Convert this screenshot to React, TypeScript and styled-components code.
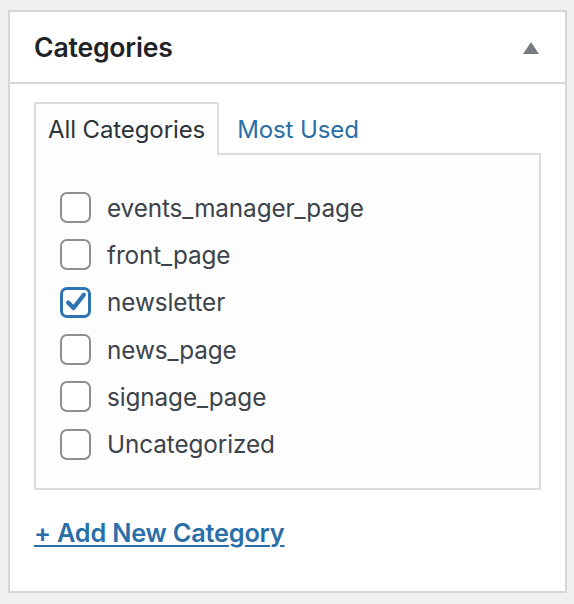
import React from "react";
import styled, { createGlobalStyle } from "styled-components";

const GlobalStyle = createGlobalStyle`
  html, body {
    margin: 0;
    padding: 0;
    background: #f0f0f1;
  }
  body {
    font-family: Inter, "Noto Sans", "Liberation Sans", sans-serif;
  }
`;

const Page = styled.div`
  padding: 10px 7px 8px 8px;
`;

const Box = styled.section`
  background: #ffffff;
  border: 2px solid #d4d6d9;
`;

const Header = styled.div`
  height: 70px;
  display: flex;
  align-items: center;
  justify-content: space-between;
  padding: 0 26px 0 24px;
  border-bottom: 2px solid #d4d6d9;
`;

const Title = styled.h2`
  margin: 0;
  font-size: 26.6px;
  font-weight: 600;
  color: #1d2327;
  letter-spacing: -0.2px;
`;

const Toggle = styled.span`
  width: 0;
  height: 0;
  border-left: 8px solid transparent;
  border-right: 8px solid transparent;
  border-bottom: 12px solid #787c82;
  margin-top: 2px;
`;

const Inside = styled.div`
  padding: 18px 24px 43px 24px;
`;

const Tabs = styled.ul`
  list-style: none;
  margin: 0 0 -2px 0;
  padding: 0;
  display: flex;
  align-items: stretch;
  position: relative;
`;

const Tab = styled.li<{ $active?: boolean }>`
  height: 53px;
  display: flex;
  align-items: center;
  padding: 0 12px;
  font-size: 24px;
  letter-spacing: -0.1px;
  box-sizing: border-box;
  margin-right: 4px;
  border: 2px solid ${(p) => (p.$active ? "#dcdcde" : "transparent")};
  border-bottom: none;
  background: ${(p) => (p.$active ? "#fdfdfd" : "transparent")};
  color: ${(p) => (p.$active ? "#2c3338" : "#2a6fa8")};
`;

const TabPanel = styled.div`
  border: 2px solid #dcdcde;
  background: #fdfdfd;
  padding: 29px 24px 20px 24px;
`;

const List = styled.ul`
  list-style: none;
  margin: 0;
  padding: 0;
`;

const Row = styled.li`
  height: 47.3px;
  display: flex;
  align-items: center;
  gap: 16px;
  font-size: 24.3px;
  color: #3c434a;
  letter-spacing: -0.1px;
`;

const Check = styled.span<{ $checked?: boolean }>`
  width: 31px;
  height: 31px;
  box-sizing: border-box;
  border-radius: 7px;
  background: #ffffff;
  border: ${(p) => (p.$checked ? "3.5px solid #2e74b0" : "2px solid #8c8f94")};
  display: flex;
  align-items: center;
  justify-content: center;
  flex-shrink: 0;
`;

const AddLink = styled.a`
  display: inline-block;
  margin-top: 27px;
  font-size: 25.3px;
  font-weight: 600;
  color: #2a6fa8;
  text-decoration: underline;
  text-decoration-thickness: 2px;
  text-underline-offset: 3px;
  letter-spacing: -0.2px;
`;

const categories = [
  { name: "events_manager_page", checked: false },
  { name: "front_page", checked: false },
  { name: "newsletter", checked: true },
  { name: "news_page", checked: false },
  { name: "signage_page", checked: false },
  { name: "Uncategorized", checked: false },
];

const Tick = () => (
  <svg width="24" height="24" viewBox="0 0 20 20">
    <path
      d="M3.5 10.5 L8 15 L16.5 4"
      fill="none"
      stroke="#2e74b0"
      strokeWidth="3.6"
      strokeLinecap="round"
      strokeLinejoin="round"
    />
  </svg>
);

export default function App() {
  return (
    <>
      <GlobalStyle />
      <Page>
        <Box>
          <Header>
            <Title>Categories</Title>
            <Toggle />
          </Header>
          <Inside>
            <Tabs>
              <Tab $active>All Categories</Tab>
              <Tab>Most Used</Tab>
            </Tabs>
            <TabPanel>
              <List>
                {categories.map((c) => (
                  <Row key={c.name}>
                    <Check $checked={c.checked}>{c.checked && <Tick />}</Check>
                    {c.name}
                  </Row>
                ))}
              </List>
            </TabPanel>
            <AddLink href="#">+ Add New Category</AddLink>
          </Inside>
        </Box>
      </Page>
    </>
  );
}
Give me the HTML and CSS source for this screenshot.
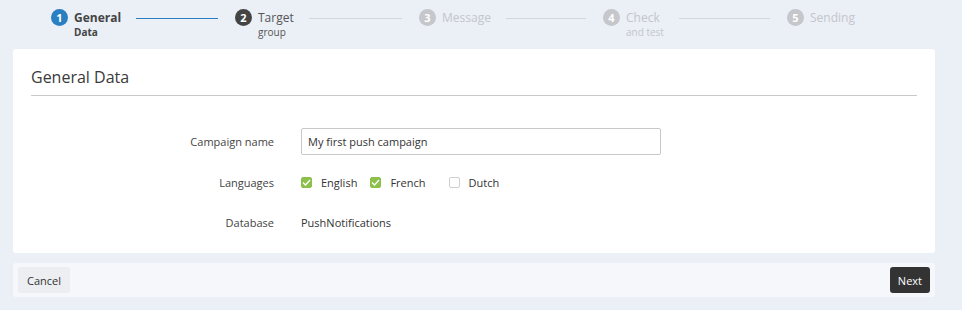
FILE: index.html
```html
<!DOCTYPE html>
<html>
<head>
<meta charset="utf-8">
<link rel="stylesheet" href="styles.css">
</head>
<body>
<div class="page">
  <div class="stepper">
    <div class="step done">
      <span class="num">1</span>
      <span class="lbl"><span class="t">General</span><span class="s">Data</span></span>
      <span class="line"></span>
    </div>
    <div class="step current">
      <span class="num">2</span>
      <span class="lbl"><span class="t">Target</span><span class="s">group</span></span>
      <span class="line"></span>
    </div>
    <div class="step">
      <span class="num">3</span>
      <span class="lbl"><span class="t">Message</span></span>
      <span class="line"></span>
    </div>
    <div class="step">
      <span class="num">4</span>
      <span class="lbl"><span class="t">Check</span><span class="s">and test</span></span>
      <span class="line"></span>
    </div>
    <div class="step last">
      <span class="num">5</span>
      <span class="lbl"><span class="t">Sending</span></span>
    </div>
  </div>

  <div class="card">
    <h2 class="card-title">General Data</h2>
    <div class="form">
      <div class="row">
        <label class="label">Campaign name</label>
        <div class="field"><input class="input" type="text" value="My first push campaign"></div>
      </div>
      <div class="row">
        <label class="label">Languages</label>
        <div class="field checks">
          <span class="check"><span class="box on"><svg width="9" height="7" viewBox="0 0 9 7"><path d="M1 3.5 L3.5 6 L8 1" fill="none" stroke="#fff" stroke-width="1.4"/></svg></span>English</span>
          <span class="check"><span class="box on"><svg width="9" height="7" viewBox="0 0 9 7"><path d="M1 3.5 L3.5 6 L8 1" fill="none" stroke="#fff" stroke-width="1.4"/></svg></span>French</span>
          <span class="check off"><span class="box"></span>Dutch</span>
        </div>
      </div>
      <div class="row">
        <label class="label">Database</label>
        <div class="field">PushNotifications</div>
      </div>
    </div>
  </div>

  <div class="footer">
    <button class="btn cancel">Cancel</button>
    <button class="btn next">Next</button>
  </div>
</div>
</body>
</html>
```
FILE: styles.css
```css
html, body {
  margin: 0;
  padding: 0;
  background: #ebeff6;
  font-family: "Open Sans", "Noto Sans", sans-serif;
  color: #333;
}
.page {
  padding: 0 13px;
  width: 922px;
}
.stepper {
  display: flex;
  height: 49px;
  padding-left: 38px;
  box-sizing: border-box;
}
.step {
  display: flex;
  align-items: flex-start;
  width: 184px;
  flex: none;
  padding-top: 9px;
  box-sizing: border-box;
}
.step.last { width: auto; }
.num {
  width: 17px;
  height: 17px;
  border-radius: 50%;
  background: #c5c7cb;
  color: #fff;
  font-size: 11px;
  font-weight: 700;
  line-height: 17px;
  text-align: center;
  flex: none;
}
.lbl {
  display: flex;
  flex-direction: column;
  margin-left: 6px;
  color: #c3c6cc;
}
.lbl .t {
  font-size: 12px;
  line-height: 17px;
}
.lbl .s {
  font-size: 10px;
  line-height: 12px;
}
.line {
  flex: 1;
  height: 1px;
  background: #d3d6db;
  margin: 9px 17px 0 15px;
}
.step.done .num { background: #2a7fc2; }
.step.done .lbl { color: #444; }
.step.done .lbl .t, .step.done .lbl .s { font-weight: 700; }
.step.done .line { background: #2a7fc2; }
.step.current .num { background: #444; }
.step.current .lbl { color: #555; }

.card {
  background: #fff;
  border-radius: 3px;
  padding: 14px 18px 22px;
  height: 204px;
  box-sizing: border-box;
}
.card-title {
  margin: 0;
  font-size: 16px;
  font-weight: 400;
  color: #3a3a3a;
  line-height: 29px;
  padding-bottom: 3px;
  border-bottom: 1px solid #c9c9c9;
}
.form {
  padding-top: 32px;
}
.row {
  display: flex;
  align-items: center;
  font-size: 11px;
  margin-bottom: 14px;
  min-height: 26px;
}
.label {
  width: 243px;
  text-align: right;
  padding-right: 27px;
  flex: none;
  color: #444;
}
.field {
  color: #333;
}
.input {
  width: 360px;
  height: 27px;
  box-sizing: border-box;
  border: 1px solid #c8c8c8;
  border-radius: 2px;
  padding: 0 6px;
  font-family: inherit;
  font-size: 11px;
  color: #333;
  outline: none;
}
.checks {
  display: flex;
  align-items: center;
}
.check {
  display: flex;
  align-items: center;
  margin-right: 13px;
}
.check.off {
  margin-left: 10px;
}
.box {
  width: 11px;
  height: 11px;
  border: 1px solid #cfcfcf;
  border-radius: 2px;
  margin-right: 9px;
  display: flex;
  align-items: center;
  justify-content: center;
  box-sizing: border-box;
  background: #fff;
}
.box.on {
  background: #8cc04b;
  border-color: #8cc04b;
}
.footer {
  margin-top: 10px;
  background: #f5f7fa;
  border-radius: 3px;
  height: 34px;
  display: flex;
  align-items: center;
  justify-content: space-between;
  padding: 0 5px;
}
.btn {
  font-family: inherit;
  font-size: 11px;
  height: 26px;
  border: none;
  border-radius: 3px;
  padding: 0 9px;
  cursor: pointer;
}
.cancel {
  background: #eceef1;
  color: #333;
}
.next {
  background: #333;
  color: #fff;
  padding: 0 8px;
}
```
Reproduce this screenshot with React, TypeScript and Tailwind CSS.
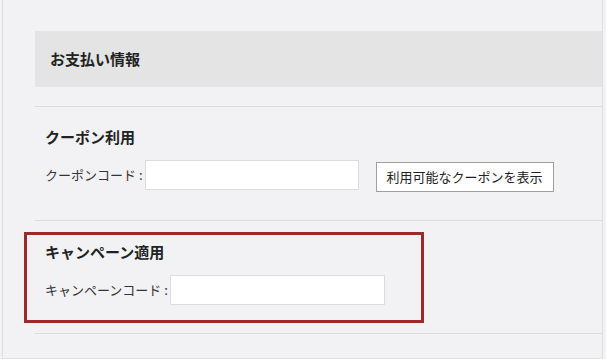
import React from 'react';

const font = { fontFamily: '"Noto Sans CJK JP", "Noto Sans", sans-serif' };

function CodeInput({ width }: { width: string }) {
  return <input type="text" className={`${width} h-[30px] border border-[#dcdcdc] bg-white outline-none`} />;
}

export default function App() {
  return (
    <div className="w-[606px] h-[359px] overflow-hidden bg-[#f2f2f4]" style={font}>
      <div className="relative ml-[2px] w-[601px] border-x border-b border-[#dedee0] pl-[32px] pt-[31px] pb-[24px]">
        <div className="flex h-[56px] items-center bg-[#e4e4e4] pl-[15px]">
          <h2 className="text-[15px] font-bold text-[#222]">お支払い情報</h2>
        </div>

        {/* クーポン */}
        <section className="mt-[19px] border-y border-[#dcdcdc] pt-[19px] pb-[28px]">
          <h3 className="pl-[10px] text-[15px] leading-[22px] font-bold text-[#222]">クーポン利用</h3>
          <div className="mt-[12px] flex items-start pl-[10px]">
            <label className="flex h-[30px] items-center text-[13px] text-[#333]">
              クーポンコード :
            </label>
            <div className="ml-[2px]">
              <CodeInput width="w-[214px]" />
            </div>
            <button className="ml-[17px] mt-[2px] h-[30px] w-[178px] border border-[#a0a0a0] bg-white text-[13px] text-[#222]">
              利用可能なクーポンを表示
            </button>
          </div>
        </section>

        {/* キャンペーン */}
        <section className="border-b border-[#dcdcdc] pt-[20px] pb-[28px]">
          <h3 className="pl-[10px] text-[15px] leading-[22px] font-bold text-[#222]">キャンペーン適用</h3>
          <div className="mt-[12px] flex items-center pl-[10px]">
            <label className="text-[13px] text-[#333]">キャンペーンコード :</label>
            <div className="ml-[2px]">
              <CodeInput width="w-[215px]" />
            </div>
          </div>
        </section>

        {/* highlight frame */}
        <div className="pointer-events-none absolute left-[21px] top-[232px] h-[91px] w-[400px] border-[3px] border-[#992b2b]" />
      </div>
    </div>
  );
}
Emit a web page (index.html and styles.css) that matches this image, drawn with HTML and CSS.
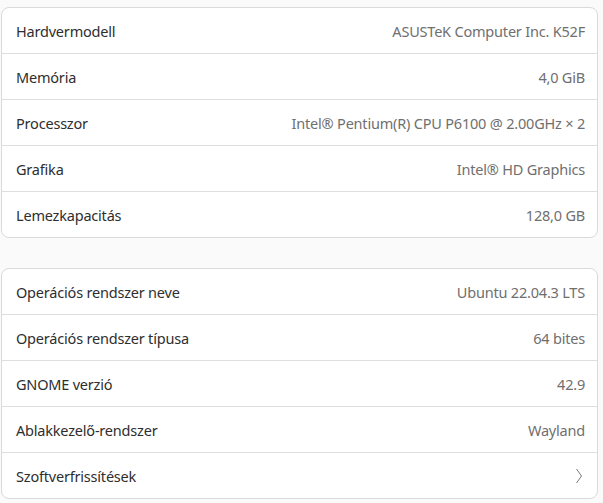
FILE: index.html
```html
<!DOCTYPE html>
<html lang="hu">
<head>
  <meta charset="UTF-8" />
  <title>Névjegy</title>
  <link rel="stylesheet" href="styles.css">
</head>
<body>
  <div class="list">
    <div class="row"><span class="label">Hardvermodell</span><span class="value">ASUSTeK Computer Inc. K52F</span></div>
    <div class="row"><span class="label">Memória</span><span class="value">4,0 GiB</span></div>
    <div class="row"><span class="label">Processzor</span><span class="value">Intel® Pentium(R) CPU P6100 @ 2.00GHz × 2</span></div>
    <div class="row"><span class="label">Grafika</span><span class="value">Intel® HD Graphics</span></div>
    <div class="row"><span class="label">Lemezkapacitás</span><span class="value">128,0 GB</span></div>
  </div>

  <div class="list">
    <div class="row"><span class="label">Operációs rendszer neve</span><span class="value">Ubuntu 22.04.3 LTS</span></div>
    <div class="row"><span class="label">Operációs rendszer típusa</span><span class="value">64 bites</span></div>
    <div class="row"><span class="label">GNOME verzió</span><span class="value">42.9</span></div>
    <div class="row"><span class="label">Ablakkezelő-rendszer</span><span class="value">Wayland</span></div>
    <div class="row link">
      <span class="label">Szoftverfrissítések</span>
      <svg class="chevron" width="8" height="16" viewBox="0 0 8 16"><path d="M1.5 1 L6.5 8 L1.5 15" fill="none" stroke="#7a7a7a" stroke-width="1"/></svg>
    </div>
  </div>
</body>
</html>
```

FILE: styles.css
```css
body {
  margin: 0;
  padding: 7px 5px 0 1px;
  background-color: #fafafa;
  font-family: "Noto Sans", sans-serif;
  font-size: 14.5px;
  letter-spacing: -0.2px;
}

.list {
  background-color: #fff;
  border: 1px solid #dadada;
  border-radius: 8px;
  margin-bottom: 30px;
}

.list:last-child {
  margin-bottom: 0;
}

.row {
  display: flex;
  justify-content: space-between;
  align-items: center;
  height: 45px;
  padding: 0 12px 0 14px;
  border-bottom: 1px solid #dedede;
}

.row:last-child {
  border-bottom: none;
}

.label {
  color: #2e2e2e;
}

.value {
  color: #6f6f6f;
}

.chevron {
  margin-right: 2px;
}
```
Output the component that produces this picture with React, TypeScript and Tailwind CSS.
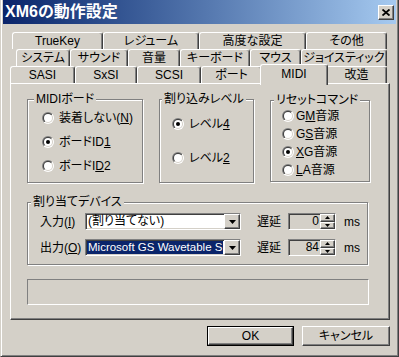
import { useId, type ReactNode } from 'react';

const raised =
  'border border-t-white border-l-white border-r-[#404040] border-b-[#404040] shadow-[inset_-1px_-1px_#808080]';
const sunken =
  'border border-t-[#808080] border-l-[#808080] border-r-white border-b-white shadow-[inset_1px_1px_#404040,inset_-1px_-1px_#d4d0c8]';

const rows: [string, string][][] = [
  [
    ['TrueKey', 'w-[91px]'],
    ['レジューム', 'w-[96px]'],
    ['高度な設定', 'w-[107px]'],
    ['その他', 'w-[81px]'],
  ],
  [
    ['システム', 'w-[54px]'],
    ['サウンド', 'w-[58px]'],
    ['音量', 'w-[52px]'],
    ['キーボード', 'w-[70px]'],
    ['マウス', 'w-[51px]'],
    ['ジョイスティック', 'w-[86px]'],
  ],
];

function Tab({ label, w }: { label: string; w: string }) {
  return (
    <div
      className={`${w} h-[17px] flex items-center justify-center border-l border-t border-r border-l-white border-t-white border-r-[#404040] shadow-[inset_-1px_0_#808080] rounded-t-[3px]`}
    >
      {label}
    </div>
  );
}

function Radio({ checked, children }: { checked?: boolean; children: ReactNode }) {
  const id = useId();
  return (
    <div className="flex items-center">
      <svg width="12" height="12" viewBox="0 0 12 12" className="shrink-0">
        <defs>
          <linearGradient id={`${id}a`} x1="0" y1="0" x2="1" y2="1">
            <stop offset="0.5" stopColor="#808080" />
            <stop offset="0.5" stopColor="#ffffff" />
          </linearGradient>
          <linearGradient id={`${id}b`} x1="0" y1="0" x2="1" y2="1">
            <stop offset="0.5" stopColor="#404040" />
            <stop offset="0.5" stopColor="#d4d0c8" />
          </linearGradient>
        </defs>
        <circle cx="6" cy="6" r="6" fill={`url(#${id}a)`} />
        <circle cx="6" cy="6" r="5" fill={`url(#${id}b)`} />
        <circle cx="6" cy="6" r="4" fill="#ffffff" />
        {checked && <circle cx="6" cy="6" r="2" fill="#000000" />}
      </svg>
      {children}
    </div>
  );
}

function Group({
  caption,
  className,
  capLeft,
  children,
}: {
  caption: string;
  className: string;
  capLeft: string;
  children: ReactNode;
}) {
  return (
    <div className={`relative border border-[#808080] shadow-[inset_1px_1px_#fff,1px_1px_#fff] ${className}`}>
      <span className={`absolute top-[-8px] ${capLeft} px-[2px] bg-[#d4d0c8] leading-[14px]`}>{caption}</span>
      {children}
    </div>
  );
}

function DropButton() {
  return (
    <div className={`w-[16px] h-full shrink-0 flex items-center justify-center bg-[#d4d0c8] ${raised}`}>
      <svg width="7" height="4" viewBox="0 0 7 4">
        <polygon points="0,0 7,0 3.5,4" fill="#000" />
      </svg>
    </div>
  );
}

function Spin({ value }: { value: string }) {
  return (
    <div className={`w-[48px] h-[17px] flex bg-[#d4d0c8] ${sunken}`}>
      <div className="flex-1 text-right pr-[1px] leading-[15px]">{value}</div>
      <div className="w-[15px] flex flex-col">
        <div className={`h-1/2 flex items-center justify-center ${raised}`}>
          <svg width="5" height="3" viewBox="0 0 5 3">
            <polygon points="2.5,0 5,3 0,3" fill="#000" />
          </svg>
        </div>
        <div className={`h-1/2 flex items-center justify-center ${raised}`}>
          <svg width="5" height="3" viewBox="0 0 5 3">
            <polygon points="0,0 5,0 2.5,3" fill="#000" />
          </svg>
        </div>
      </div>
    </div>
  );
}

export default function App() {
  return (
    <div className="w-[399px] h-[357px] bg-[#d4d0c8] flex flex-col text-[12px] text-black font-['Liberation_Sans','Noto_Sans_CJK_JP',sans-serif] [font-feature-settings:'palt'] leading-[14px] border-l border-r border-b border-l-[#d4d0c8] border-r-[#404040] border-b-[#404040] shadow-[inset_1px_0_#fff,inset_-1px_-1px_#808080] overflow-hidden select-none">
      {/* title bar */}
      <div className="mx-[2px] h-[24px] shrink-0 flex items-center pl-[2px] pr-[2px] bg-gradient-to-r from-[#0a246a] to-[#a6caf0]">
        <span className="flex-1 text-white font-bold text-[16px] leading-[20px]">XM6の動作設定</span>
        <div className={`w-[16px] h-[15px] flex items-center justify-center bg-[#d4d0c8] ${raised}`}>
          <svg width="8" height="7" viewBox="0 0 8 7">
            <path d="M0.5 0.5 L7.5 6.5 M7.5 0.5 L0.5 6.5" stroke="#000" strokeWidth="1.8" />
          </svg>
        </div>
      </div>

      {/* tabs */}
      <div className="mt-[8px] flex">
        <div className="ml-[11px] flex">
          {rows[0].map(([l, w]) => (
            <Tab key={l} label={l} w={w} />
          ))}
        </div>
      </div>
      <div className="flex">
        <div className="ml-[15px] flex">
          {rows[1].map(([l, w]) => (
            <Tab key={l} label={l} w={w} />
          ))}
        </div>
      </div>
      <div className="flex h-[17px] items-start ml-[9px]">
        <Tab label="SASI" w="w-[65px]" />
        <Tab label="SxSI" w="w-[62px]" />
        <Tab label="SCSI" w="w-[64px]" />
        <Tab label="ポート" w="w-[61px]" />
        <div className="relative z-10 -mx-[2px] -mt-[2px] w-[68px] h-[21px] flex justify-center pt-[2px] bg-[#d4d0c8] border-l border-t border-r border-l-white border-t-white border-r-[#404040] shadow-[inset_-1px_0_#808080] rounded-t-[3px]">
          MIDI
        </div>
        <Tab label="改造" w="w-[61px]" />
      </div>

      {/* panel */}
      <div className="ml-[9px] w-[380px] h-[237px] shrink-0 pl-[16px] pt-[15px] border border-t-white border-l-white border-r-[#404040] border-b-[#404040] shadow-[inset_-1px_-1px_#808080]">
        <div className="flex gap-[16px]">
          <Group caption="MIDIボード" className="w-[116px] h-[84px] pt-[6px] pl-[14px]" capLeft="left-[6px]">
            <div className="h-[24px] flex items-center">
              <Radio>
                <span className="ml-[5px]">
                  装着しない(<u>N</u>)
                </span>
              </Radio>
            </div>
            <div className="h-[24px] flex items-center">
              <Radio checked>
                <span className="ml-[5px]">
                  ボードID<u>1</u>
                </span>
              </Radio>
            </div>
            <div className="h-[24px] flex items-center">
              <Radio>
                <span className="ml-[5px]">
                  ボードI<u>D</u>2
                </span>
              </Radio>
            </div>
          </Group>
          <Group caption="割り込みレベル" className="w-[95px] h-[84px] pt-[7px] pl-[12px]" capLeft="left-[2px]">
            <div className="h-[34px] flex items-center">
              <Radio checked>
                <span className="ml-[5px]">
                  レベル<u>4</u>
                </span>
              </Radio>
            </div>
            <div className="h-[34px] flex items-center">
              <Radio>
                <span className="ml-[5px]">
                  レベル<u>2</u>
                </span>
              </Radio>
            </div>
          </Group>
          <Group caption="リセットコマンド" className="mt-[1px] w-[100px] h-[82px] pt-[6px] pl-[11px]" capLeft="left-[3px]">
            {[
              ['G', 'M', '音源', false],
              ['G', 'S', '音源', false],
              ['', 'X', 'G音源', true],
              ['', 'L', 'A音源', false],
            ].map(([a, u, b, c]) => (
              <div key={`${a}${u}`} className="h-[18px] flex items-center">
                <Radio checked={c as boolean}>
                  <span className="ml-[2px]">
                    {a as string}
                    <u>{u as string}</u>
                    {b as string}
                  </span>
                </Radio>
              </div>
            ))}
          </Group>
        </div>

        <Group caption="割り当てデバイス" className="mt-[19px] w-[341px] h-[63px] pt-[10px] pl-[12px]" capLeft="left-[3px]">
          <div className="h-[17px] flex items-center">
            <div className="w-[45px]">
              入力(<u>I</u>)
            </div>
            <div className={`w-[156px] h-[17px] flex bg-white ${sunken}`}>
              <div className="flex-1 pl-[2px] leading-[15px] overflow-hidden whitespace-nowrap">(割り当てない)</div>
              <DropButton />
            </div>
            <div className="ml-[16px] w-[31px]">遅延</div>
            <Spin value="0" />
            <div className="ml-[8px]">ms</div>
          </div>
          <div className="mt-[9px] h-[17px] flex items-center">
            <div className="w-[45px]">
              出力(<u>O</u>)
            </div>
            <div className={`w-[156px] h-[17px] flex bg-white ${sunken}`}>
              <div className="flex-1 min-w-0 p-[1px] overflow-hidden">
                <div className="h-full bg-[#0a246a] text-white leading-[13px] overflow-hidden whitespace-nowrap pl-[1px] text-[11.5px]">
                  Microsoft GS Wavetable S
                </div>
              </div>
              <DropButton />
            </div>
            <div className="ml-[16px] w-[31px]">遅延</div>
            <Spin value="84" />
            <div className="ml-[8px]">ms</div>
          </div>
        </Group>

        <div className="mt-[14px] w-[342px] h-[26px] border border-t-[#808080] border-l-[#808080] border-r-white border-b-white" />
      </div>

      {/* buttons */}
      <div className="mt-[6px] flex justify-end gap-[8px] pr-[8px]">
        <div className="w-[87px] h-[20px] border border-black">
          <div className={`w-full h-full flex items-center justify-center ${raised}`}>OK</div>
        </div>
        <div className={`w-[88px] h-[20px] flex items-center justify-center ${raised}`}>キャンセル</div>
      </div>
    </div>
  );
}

__Exercise brief__: Every line holding "TypeScript" should be copied out.

__Expected answer__:
Convert this screenshot to React, TypeScript and styled-components code.
Reproduce this screenshot with React, TypeScript and Tailwind CSS.
Output the component that produces this picture with React, TypeScript and Tailwind CSS.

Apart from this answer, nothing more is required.